__DATA SECTION__

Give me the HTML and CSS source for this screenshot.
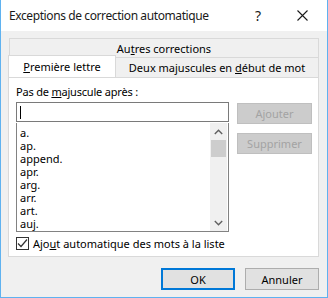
FILE: index.html
```html
<!DOCTYPE html>
<html>
    <head>
        <title>Exceptions de correction automatique</title>
        <link rel="stylesheet" href="styles.css">
    </head>
    <body>
        <div class="dialog">
            <div class="titlebar">
                <span class="title">Exceptions de correction automatique</span>
                <span class="help">?</span>
                <span class="close">
                    <svg width="11" height="11" viewBox="0 0 11 11"><path d="M0.5 0.5 L10.5 10.5 M10.5 0.5 L0.5 10.5" stroke="#1a1a1a" stroke-width="1.1" fill="none"/></svg>
                </span>
            </div>
            <div class="content">
                <div class="tabs">
                    <div class="tab back"><span>Au<u>t</u>res corrections</span></div>
                    <div class="tabrow">
                        <div class="tab active"><span><u>P</u>remière lettre</span></div>
                        <div class="tab other"><span>Deux majuscules en <u>d</u>ébut de mot</span></div>
                    </div>
                </div>
                <div class="panel">
                    <div class="label">Pas de <u>m</u>ajuscule après :</div>
                    <div class="panelrow">
                        <div class="listcol">
                            <div class="input"><span class="caret"></span></div>
                            <div class="list">
                                <div class="items">
                                    <div>a.</div>
                                    <div>ap.</div>
                                    <div>append.</div>
                                    <div>apr.</div>
                                    <div>arg.</div>
                                    <div>arr.</div>
                                    <div>art.</div>
                                    <div>auj.</div>
                                </div>
                                <div class="scroll">
                                    <div class="arrow">
                                        <svg width="9" height="6" viewBox="0 0 9 6"><path d="M0.8 5 L4.5 1.3 L8.2 5" stroke="#606060" stroke-width="1.4" fill="none"/></svg>
                                    </div>
                                    <div class="thumb"></div>
                                    <div class="track"></div>
                                    <div class="arrow">
                                        <svg width="9" height="6" viewBox="0 0 9 6"><path d="M0.8 1 L4.5 4.7 L8.2 1" stroke="#606060" stroke-width="1.4" fill="none"/></svg>
                                    </div>
                                </div>
                            </div>
                        </div>
                        <div class="btncol">
                            <div class="btn disabled">Ajouter</div>
                            <div class="btn disabled">Supprimer</div>
                        </div>
                    </div>
                    <div class="check">
                        <span class="box">
                            <svg width="11" height="11" viewBox="0 0 11 11"><path d="M1 5.5 L4 8.5 L10 1.5" stroke="#333" stroke-width="1.2" fill="none"/></svg>
                        </span>
                        <span>Ajo<u>u</u>t automatique des mots à la liste</span>
                    </div>
                </div>
                <div class="footer">
                    <div class="btn default">OK</div>
                    <div class="btn">Annuler</div>
                </div>
            </div>
        </div>
    </body>
</html>
```

FILE: styles.css
```css
body {
    margin: 0;
    font-family: "Noto Sans", sans-serif;
    font-size: 11px;
    color: #000;
}
.dialog {
    width: 328px;
    height: 298px;
    box-sizing: border-box;
    border: 1px solid #5fb2f0;
    border-top: none;
    background: #f0f0f0;
    display: flex;
    flex-direction: column;
}
.titlebar {
    height: 31px;
    background: #fff;
    display: flex;
    align-items: center;
    font-size: 12px;
    color: #1a1a1a;
}
.title {
    margin-left: 8px;
    flex: 1;
    letter-spacing: -0.4px;
}
.help {
    width: 16px;
    text-align: center;
    font-size: 14px;
    margin-right: 31px;
}
.close {
    display: flex;
    margin-right: 19px;
}
.content {
    padding: 7px 8px 0 7px;
    display: flex;
    flex-direction: column;
}
.tabs {
    display: flex;
    flex-direction: column;
}
.tab {
    box-sizing: border-box;
    border: 1px solid #d9d9d9;
    display: flex;
    align-items: center;
    justify-content: center;
}
.back {
    margin-left: 1px;
    height: 20px;
}
.tabrow {
    display: flex;
    height: 20px;
    margin-top: -1px;
}
.active {
    width: 108px;
    height: 22px;
    margin-top: -2px;
    background: #fff;
    border-bottom: none;
    position: relative;
    z-index: 1;
}
.other {
    flex: 1;
    height: 20px;
    border-left: none;
    border-bottom: none;
}
.panel {
    height: 180px;
    box-sizing: border-box;
    background: #fff;
    border: 1px solid #d9d9d9;
    padding: 6px 6px 0 7px;
}
.label {
    height: 15px;
    line-height: 15px;
    margin-bottom: 3px;
    letter-spacing: -0.2px;
}
.panelrow {
    display: flex;
    gap: 8px;
}
.listcol {
    width: 213px;
    display: flex;
    flex-direction: column;
}
.input {
    height: 20px;
    box-sizing: border-box;
    border: 1px solid #7a7a7a;
    display: flex;
    align-items: center;
    padding-left: 3px;
}
.caret {
    width: 1px;
    height: 13px;
    background: #000;
}
.list {
    height: 109px;
    box-sizing: border-box;
    border: 1px solid #828282;
    border-top: none;
    margin-top: 1px;
    display: flex;
}
.items {
    flex: 1;
    padding: 3px 0 0 3px;
}
.items div {
    height: 13px;
    line-height: 13px;
}
.scroll {
    width: 17px;
    margin-right: 1px;
    background: #f0f0f0;
    display: flex;
    flex-direction: column;
}
.arrow {
    height: 17px;
    display: flex;
    align-items: center;
    justify-content: center;
}
.thumb {
    height: 17px;
    margin: 0 1px;
    background: #cdcdcd;
}
.track {
    flex: 1;
}
.btncol {
    display: flex;
    flex-direction: column;
    gap: 9px;
    padding-top: 1px;
}
.btn {
    width: 74px;
    height: 22px;
    box-sizing: border-box;
    border: 1px solid #adadad;
    background: #e1e1e1;
    display: flex;
    align-items: center;
    justify-content: center;
}
.disabled {
    width: 75px;
    height: 21px;
    background: #cccccc;
    border-color: #bfbfbf;
    color: #a3a3a3;
}
.check {
    display: flex;
    align-items: center;
    gap: 4px;
    margin-top: 4px;
}
.box {
    width: 13px;
    height: 13px;
    box-sizing: border-box;
    border: 1px solid #333;
    display: flex;
    align-items: center;
    justify-content: center;
}
.footer {
    display: flex;
    justify-content: flex-end;
    gap: 10px;
    margin-top: 11px;
}
.default {
    border: 2px solid #0078d7;
}
```
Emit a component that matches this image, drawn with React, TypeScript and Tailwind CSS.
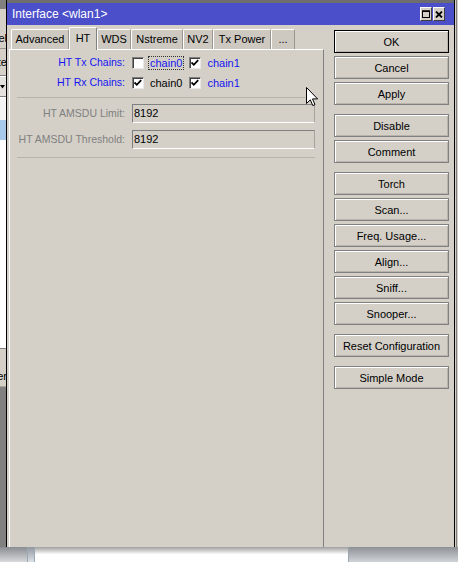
import React from "react";

const Btn = ({ label, def, mt }: { label: string; def?: boolean; mt: string }) => (
  <div
    className={`${mt} h-[23px] w-[115px] flex items-center justify-center pt-[1px] text-[11px] text-black border ${
      def ? "border-black" : "border-[#808080]"
    } shadow-[inset_1px_1px_0_#ffffff,inset_-1px_-1px_0_#b8b4ac] bg-[#d4d0c8]`}
  >
    {label}
  </div>
);

const Check = ({ on }: { on?: boolean }) => (
  <div className="w-[12px] h-[12px] bg-white border border-t-[#808080] border-l-[#808080] border-b-[#e8e8e8] border-r-[#e8e8e8] shadow-[inset_1px_1px_0_#404040] flex items-center justify-center shrink-0">
    {on && (
      <svg width="8" height="8" viewBox="0 0 8 8">
        <path d="M0.5 3.5 L2.8 5.8 L7.2 1.2" stroke="#000" strokeWidth="1.8" fill="none" />
      </svg>
    )}
  </div>
);

const Tab = ({ label, w, sel }: { label: string; w: string; sel?: boolean }) =>
  sel ? (
    <div
      className={`${w} h-[23px] relative z-10 mb-[-1px] bg-[#d4d0c8] border-t border-l border-white border-r border-r-[#808080] rounded-t-[2px] flex items-center justify-center text-[11px] text-black pb-[2px]`}
    >
      {label}
    </div>
  ) : (
    <div
      className={`${w} h-[20px] bg-[#cdc9c1] border-t border-l border-white border-r border-r-[#9a968e] rounded-t-[2px] flex items-center justify-center text-[11px] text-black`}
    >
      {label}
    </div>
  );

export default function App() {
  return (
    <div className="relative w-[458px] h-[562px] overflow-hidden flex flex-col bg-[#d4d0c8] font-['Liberation_Sans',Arial,sans-serif] select-none">
      <div className="flex flex-row h-[547px]">
        {/* left background strip */}
        <div className="w-[6px] flex flex-col overflow-hidden">
          <div className="h-[9px] bg-[#808080]" />
          <div className="h-[39px] bg-[#d4d0c8] flex items-end justify-end pb-[2px] text-[11px] whitespace-nowrap">
            <span className="mr-[-1px]">el</span>
          </div>
          <div className="h-px bg-[#9a968e]" />
          <div className="h-[26px] bg-[#d4d0c8] flex items-center justify-end text-[11px] whitespace-nowrap">
            <span className="mr-[-1px]">te</span>
          </div>
          <div className="h-px bg-[#808080]" />
          <div className="h-px bg-white" />
          <div className="h-[19px] bg-[#e4e2de] flex items-center justify-end pr-[1px]">
            <svg width="5" height="4" viewBox="0 0 5 4">
              <path d="M0 0 H5 L2.5 3.5 Z" fill="#000" />
            </svg>
          </div>
          <div className="h-px bg-[#808080]" />
          <div className="h-px bg-white" />
          <div className="h-[22px] bg-[#f4f4f4]" />
          <div className="h-[20px] bg-[#a8c8ec]" />
          <div className="h-[208px] bg-white" />
          <div className="h-px bg-[#808080]" />
          <div className="h-[37px] bg-[#d4d0c8] flex items-end justify-end pb-[2px] text-[11px] whitespace-nowrap">
            <span className="mr-[-1px]">er</span>
          </div>
          <div className="h-px bg-[#a8a49c]" />
          <div className="flex-1 bg-[#808080]" />
        </div>

        {/* window */}
        <div className="w-[449px] flex flex-col border-l border-r border-black bg-[#d4d0c8]">
          <div className="h-[3px] bg-[#6e6e6e]" />
          <div className="h-[22px] bg-[#4b4fca] flex items-center justify-between pl-[5px] pr-[9px]">
            <span className="text-white text-[12px] leading-none">Interface &lt;wlan1&gt;</span>
            <div className="flex flex-row">
              <div className="w-[12px] h-[14px] bg-[#d4d0c8] border border-t-white border-l-white border-b-[#404040] border-r-[#404040] flex items-center justify-center">
                <svg width="8" height="8" viewBox="0 0 8 8">
                  <rect x="0.5" y="1" width="7" height="6.5" fill="none" stroke="#000" strokeWidth="1" />
                  <rect x="0" y="0.5" width="8" height="1.5" fill="#000" />
                </svg>
              </div>
              <div className="w-[12px] h-[14px] ml-px bg-[#d4d0c8] border border-t-white border-l-white border-b-[#404040] border-r-[#404040] flex items-center justify-center">
                <svg width="8" height="7" viewBox="0 0 8 7">
                  <path d="M1 0.5 L7 6.5 M7 0.5 L1 6.5" stroke="#000" strokeWidth="1.8" />
                </svg>
              </div>
            </div>
          </div>

          <div className="flex-1 flex flex-row">
            {/* left column */}
            <div className="w-[317px] flex flex-col pl-[2px]">
              <div className="h-[24px] flex flex-row items-end ml-[2px]">
                <Tab label="Advanced" w="w-[58px]" />
                <Tab label="HT" w="w-[28px]" sel />
                <Tab label="WDS" w="w-[34px]" />
                <Tab label="Nstreme" w="w-[52px]" />
                <Tab label="NV2" w="w-[30px]" />
                <Tab label="Tx Power" w="w-[58px]" />
                <Tab label="..." w="w-[24px]" />
              </div>
              <div className="flex-1 border-t border-l border-white border-r border-r-[#808080] flex flex-col pt-[3px] text-[11px]">
                <div className="h-[20px] flex flex-row items-center">
                  <div className="w-[115px] text-right text-[#1414f0] text-[10.5px]">HT Tx Chains:</div>
                  <div className="ml-[7px]"><Check /></div>
                  <div className="ml-[4px] border border-dotted border-[#333] px-[1px] leading-[12px] text-[#1414f0]">chain0</div>
                  <div className="ml-[5px]"><Check on /></div>
                  <div className="ml-[6px] text-[#1414f0]">chain1</div>
                </div>
                <div className="h-[20px] flex flex-row items-center">
                  <div className="w-[115px] text-right text-[#1414f0] text-[10.5px]">HT Rx Chains:</div>
                  <div className="ml-[7px]"><Check on /></div>
                  <div className="ml-[6px] text-black">chain0</div>
                  <div className="ml-[7px]"><Check on /></div>
                  <div className="ml-[6px] text-[#1414f0]">chain1</div>
                </div>
                <div className="mt-[4px] ml-[7px] w-[298px] h-px bg-[#b8b4ac]" />
                <div className="mt-[6px] h-[19px] flex flex-row items-center">
                  <div className="w-[115px] text-right text-[#808080] text-[10.5px]">HT AMSDU Limit:</div>
                  <div className="ml-[7px] w-[183px] h-[19px] border border-t-[#808080] border-l-[#808080] border-b-white border-r-[#a8a49c] flex items-center pl-[1px] text-black">8192</div>
                </div>
                <div className="mt-[7px] h-[19px] flex flex-row items-center">
                  <div className="w-[115px] text-right text-[#808080] text-[10.5px]">HT AMSDU Threshold:</div>
                  <div className="ml-[7px] w-[183px] h-[19px] border border-t-[#808080] border-l-[#808080] border-b-white border-r-[#a8a49c] flex items-center pl-[1px] text-black">8192</div>
                </div>
                <div className="mt-[8px] ml-[7px] w-[298px] h-px bg-[#b8b4ac]" />
              </div>
            </div>

            {/* right column */}
            <div className="w-[130px] flex flex-col pl-[10px] pr-[5px] pt-[5px]">
              <Btn label="OK" def mt="mt-0" />
              <Btn label="Cancel" mt="mt-[3px]" />
              <Btn label="Apply" mt="mt-[3px]" />
              <Btn label="Disable" mt="mt-[9px]" />
              <Btn label="Comment" mt="mt-[3px]" />
              <Btn label="Torch" mt="mt-[9px]" />
              <Btn label="Scan..." mt="mt-[3px]" />
              <Btn label="Freq. Usage..." mt="mt-[3px]" />
              <Btn label="Align..." mt="mt-[3px]" />
              <Btn label="Sniff..." mt="mt-[3px]" />
              <Btn label="Snooper..." mt="mt-[3px]" />
              <Btn label="Reset Configuration" mt="mt-[9px]" />
              <Btn label="Simple Mode" mt="mt-[9px]" />
            </div>
          </div>
        </div>

        {/* right background strip */}
        <div className="flex-1 flex flex-row">
          <div className="w-px bg-[#d4d0c8]" />
          <div className="w-px bg-[#808080]" />
          <div className="flex-1 bg-[#d4d0c8]" />
        </div>
      </div>

      {/* bottom strip */}
      <div className="h-[15px] flex flex-row">
        <div className="w-[27px] bg-gradient-to-b from-[#8a8e92] to-[#d8dadc]" />
        <div className="w-px bg-[#9aa8b4]" />
        <div className="w-[6px] bg-gradient-to-b from-[#9296a0] to-[#dde2e8]" />
        <div className="w-px bg-[#9aa8b4]" />
        <div className="w-[313px] bg-gradient-to-b from-[#a0a0a0] via-white to-white" />
        <div className="w-px bg-[#9aa4ac]" />
        <div className="flex-1 bg-gradient-to-b from-[#8e9296] to-[#d0d4d8]" />
      </div>

      {/* mouse cursor */}
      <svg className="absolute left-[306px] top-[87px]" width="13" height="20" viewBox="0 0 13 20">
        <path
          d="M0.5 0.5 L0.5 16.5 L4.3 12.8 L6.8 18.6 L9 17.6 L6.5 11.9 L11.6 11.9 Z"
          fill="#fff"
          stroke="#000"
          strokeWidth="1"
          strokeLinejoin="miter"
        />
      </svg>
    </div>
  );
}
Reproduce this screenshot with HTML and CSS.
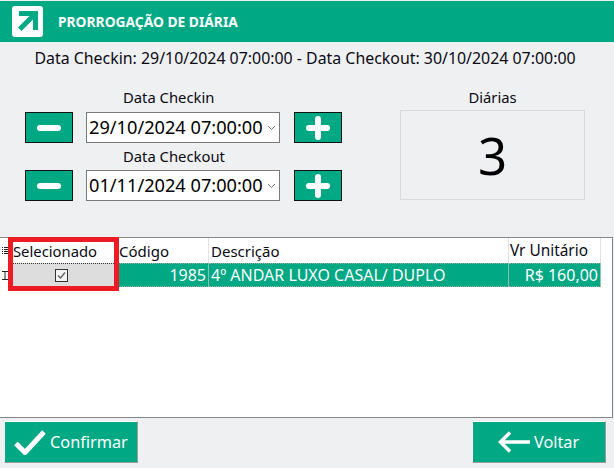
FILE: index.html
```html
<!DOCTYPE html>
<html lang="pt-BR">
<head>
<meta charset="utf-8">
<title>Prorrogação de Diária</title>
<link rel="stylesheet" href="styles.css">
</head>
<body>
<div class="app">
  <header class="titlebar">
    <span class="logo">
      <svg width="31" height="31" viewBox="0 0 31 31"><rect width="31" height="31" rx="3" fill="#fff"/><path d="M7 5h19v19h-5V13.500L9.500 25 6 21.500 17.500 10H7z" fill="#00a884"/></svg>
    </span>
    <h1 class="title">PRORROGAÇÃO DE DIÁRIA</h1>
  </header>
  <p class="summary">Data Checkin: 29/10/2024 07:00:00 - Data Checkout: 30/10/2024 07:00:00</p>
  <section class="form">
    <div class="dates">
      <div class="field-label">Data Checkin</div>
      <div class="date-row">
        <button class="step"><svg width="24" height="8" viewBox="0 0 24 8"><rect width="24" height="6" y="1" rx="3" fill="#fff"/></svg></button>
        <div class="date-input"><span>29/10/2024 07:00:00</span><svg class="chev" width="9" height="6" viewBox="0 0 9 6"><path d="M1 1l3.500 3.500L8 1" fill="none" stroke="#777"/></svg></div>
        <button class="step"><svg width="24" height="24" viewBox="0 0 24 24"><path d="M12 3v18M3 12h18" stroke="#fff" stroke-width="6" stroke-linecap="round"/></svg></button>
      </div>
      <div class="field-label">Data Checkout</div>
      <div class="date-row">
        <button class="step"><svg width="24" height="8" viewBox="0 0 24 8"><rect width="24" height="6" y="1" rx="3" fill="#fff"/></svg></button>
        <div class="date-input"><span>01/11/2024 07:00:00</span><svg class="chev" width="9" height="6" viewBox="0 0 9 6"><path d="M1 1l3.500 3.500L8 1" fill="none" stroke="#777"/></svg></div>
        <button class="step"><svg width="24" height="24" viewBox="0 0 24 24"><path d="M12 3v18M3 12h18" stroke="#fff" stroke-width="6" stroke-linecap="round"/></svg></button>
      </div>
    </div>
    <div class="nights">
      <div class="field-label">Diárias</div>
      <div class="nights-box">3</div>
    </div>
  </section>
  <section class="grid">
    <div class="row head">
      <div class="cell ind"><svg width="7" height="8" viewBox="0 0 7 8"><path d="M0 .5h1M2 .5h5M0 2.500h1M2 2.500h5M0 4.500h1M2 4.500h5M0 6.500h1M2 6.500h5" stroke="#222"/></svg></div>
      <div class="cell">Selecionado</div>
      <div class="cell">Código</div>
      <div class="cell">Descrição</div>
      <div class="cell">Vr Unitário</div>
    </div>
    <div class="row data">
      <div class="cell ind"><svg width="6" height="9" viewBox="0 0 6 9"><path d="M0 .5h6M0 8.500h6M3 0v9" stroke="#222"/></svg></div>
      <div class="cell check"><svg width="13" height="13" viewBox="0 0 13 13"><rect x=".5" y=".5" width="12" height="12" fill="#f4f4f4" stroke="#333"/><path d="M3 6.500l2.500 2.500L10 3.500" fill="none" stroke="#666" stroke-width="1.500"/></svg></div>
      <div class="cell num">1985</div>
      <div class="cell">4º ANDAR LUXO CASAL/ DUPLO</div>
      <div class="cell num">R$ 160,00</div>
    </div>
    <div class="highlight"></div>
  </section>
  <footer class="actions">
    <button class="action">
      <svg width="33" height="25" viewBox="0 0 33 25"><path d="M2 13.500l9 9L30 2" fill="none" stroke="#fff" stroke-width="5"/></svg>
      <span>Confirmar</span>
    </button>
    <button class="action">
      <svg width="33" height="22" viewBox="0 0 33 22"><path d="M33 11H3M13 1.500L3.500 11l9.500 9.500" fill="none" stroke="#fff" stroke-width="3.500"/></svg>
      <span>Voltar</span>
    </button>
  </footer>
</div>
</body>
</html>
```
FILE: styles.css
```css
* { box-sizing: border-box; }
html, body { margin: 0; padding: 0; }
body { background: #eff0f2; font-family: "Noto Sans", "Open Sans", sans-serif; color: #0a0a14; }
.app { width: 614px; height: 468px; display: flex; flex-direction: column; overflow: hidden; padding-top: 1px; }
.titlebar { height: 41px; background: #00a884; display: flex; align-items: center; padding-left: 12px; flex: none; }
.logo { display: flex; width: 31px; height: 31px; }
.title { margin: 0 0 0 15px; font-size: 13.800px; font-weight: 700; color: #fff; }
.summary { margin: 0; height: 33px; line-height: 33px; font-size: 15.900px; text-align: center; flex: none; white-space: nowrap; padding-right: 4px; }
.form { display: flex; height: 152px; flex: none; padding: 12px 0 0 25px; }
.dates { width: 317px; }
.field-label { height: 20px; line-height: 20px; font-size: 14.800px; text-align: center; }
.dates .field-label { text-align: left; padding-left: 98px; }
.dates .date-row + .field-label { height: 19px; }
.date-row { display: flex; align-items: center; height: 31px; margin: 5px 0 3px; }
.date-row:last-child { margin-bottom: 0; }
.step { width: 48px; height: 31px; padding: 0; background: #00a884; border: 1px solid #111; display: flex; align-items: center; justify-content: center; }
.date-input { width: 194px; height: 31px; margin: 0 14px 0 13px; background: #fff; border: 1px solid #7a7a7a; display: flex; align-items: center; padding: 0 3px 2px 2px; font-size: 18.200px; color: #000; justify-content: space-between; white-space: nowrap; }
.chev { flex: none; margin-top: 2px; }
.nights { margin-left: 58px; width: 185px; }
.nights-box { width: 185px; height: 90px; margin-top: 3px; border: 1px solid #d9dadc; display: flex; align-items: center; justify-content: center; font-size: 51px; color: #000; }
.grid { position: relative; height: 181px; margin-top: 10px; width: 613px; background: #fff; border: 1px solid #85868a; border-left: 0; flex: none; }
.row { display: grid; grid-template-columns: 10px 108px 91px 300px 92px; }
.head { height: 25px; font-size: 15px; }
.head .cell { line-height: 26px; padding-left: 2px; border-right: 1px solid #e2e2e2; white-space: nowrap; }
.head .cell:nth-child(2) { padding-left: 3px; font-size: 14.800px; }
.head .cell:nth-child(3) { padding-left: 1px; }
.head .cell:nth-child(5) { padding-left: 1px; font-size: 15.400px; }
.head .cell.ind { padding: 0 0 0 2px; display: flex; align-items: center; border: 0; }
.data { height: 24px; font-size: 16px; color: #fff; }
.data .cell { background: #00a884; line-height: 22px; padding: 0 2px; border-top: 1px dotted #aaa; border-bottom: 1px dotted #aaa; border-right: 1px solid #8fbfb2; white-space: nowrap; }
.data .cell.ind { background: #fff; border: 0; padding: 0 0 0 2px; display: flex; align-items: center; }
.data .cell.check { background: #dcdddc; border-top: 1px dotted #333; border-bottom: 1px dotted #333; border-right: 0; display: flex; align-items: center; justify-content: center; padding: 0 6px 0 0; }
.num { text-align: right; }
.highlight { position: absolute; left: 8px; top: -1px; width: 111px; height: 54px; border: 5px solid #ed1c24; pointer-events: none; }
.actions { display: flex; justify-content: space-between; padding: 3px 8px 0 4px; flex: none; }
.action { width: 134px; height: 42px; padding: 0 0 0 9px; background: #00a884; border: 1px solid #fff; border-right-color: #9a9a9a; border-bottom-color: #9a9a9a; display: flex; align-items: center; gap: 3px; font: inherit; font-size: 16.300px; color: #fff; }
.action + .action { padding-left: 24px; gap: 4px; }
```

__DIRECTIVE__
Filter the records above for "with" and copy every matching line.

__SOLUTION FOR THIS PROBLEM__
Emit a component that matches this image, drawn with React, TypeScript and Tailwind CSS.
Reproduce this screenshot with HTML and CSS.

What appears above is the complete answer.